Data shown
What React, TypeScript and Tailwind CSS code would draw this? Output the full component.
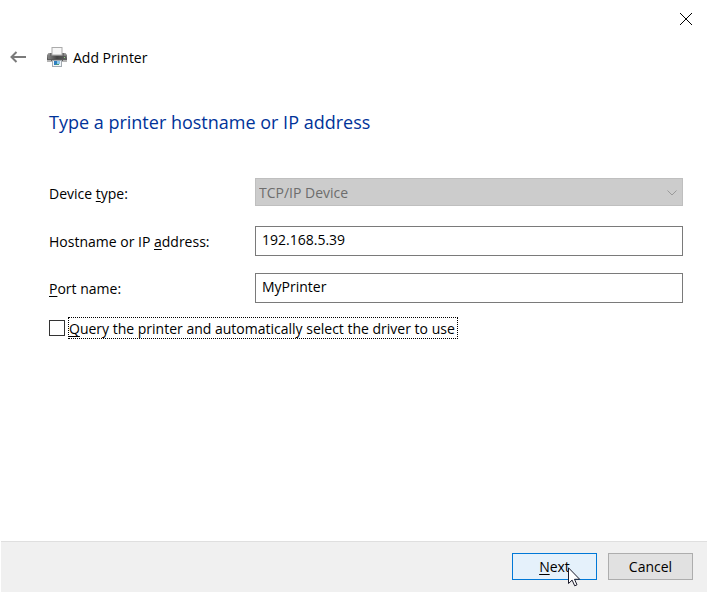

---

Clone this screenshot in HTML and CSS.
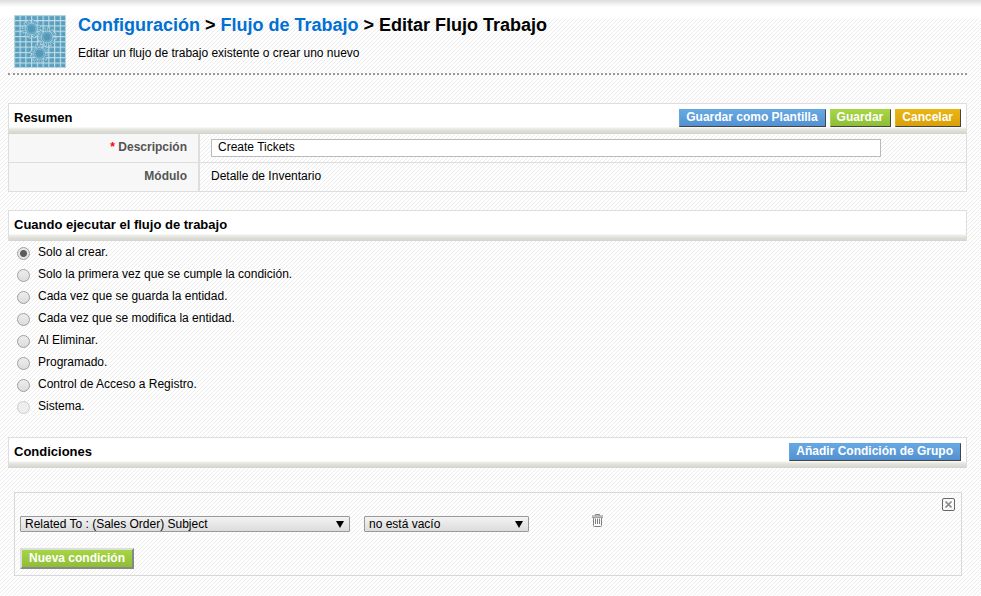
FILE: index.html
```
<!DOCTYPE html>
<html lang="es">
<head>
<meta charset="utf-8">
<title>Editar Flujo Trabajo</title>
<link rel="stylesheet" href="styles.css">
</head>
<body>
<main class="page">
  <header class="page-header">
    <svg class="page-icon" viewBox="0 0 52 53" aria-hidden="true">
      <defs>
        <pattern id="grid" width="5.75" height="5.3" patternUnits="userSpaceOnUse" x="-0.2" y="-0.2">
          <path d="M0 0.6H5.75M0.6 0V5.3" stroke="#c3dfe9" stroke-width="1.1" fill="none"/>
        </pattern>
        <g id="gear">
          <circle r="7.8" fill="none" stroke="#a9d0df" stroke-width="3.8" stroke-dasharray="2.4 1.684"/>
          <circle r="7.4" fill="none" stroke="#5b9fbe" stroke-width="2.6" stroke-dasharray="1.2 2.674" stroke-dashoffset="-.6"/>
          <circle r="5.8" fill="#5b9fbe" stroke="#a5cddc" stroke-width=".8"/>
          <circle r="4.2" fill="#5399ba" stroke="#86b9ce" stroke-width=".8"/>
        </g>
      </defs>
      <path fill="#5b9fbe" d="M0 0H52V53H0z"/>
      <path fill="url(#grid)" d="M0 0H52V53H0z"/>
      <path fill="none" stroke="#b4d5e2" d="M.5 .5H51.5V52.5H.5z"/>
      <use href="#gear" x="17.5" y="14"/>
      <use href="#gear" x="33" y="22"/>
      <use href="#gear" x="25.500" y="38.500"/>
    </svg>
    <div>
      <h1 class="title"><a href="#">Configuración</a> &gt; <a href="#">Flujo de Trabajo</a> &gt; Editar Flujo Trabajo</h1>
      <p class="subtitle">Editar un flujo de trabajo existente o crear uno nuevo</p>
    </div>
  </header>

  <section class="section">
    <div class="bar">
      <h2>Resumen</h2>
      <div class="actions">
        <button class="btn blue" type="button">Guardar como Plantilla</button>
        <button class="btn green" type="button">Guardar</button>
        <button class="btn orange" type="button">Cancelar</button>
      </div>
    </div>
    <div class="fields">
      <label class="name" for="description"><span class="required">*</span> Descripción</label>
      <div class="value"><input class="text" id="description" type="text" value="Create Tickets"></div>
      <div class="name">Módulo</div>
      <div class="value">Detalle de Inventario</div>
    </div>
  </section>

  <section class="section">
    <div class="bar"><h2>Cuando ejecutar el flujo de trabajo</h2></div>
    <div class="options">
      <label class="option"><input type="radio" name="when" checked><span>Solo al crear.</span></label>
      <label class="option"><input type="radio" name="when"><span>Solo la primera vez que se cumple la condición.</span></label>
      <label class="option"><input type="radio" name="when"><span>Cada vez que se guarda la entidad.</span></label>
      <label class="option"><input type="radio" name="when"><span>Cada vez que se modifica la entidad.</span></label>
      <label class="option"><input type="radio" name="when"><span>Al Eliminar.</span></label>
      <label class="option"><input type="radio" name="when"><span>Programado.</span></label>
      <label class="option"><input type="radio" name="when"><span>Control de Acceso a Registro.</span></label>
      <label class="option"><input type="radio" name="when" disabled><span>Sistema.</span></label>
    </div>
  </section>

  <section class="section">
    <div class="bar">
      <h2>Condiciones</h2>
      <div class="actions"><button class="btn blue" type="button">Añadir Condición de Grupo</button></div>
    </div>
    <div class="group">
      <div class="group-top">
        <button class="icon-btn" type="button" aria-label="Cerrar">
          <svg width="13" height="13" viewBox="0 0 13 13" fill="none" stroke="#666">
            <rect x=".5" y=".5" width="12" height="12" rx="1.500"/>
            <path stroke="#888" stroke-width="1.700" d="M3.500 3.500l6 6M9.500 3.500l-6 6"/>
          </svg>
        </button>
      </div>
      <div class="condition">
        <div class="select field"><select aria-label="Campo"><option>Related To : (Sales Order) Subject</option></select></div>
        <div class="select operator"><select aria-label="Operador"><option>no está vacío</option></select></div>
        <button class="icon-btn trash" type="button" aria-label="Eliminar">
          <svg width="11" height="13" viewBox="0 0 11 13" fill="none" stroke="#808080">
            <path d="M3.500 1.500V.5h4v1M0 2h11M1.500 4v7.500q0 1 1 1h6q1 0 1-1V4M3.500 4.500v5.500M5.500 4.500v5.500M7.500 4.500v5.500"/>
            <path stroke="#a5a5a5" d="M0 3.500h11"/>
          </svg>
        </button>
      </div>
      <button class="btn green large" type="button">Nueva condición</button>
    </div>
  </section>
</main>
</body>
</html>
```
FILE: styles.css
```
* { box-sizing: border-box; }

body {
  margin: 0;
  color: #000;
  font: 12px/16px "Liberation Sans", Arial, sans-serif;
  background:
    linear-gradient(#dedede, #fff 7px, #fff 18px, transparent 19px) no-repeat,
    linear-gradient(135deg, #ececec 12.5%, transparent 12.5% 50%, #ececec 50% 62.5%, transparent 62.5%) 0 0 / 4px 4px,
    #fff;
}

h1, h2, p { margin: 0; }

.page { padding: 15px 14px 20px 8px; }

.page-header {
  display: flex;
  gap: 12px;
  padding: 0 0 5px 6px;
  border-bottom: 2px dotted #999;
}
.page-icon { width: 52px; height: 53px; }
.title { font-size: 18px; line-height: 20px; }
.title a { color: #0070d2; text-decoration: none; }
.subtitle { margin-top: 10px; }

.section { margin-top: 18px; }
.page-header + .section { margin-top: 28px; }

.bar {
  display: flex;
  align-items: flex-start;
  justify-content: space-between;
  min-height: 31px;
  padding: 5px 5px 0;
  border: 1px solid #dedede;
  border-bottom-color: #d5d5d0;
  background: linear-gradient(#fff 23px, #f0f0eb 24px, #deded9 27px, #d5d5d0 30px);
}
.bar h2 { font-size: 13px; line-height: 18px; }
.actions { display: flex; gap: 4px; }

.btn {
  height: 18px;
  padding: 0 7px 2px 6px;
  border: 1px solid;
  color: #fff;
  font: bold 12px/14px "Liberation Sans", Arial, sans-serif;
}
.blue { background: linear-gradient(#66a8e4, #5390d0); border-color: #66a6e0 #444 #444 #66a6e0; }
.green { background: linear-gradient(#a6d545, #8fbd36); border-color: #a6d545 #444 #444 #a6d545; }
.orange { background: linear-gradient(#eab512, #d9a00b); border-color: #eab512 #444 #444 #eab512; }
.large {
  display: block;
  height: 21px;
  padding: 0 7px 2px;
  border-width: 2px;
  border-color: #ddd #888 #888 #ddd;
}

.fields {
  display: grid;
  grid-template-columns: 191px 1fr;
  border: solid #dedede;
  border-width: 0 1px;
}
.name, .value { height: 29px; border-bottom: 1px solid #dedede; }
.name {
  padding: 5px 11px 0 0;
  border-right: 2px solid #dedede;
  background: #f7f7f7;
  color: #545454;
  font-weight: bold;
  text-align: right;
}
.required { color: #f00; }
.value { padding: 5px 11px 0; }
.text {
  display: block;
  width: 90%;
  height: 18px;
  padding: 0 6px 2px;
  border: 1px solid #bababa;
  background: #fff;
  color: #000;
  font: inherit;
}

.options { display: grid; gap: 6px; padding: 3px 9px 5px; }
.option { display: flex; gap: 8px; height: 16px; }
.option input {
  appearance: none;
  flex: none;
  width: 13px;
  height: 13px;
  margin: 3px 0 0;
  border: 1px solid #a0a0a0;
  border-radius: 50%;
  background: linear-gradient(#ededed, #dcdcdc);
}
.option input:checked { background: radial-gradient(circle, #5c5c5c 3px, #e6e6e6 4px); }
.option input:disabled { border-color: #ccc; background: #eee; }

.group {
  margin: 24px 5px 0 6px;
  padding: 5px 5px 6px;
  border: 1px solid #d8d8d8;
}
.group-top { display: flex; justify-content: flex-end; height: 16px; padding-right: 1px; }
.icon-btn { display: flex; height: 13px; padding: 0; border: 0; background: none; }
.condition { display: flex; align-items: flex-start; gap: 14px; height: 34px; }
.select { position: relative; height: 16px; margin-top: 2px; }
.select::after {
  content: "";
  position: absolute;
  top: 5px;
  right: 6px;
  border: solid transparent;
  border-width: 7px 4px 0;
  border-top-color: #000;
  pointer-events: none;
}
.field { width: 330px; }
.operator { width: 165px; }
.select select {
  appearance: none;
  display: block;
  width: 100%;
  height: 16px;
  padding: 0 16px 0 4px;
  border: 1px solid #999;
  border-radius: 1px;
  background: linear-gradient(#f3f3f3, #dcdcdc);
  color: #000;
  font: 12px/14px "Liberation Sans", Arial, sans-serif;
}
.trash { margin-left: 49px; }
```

What is expected
Find all the lines containing "this" in the material, then copy them.

The completed task
What React, TypeScript and Tailwind CSS code would draw this? Output the full component.
Clone this screenshot in HTML and CSS.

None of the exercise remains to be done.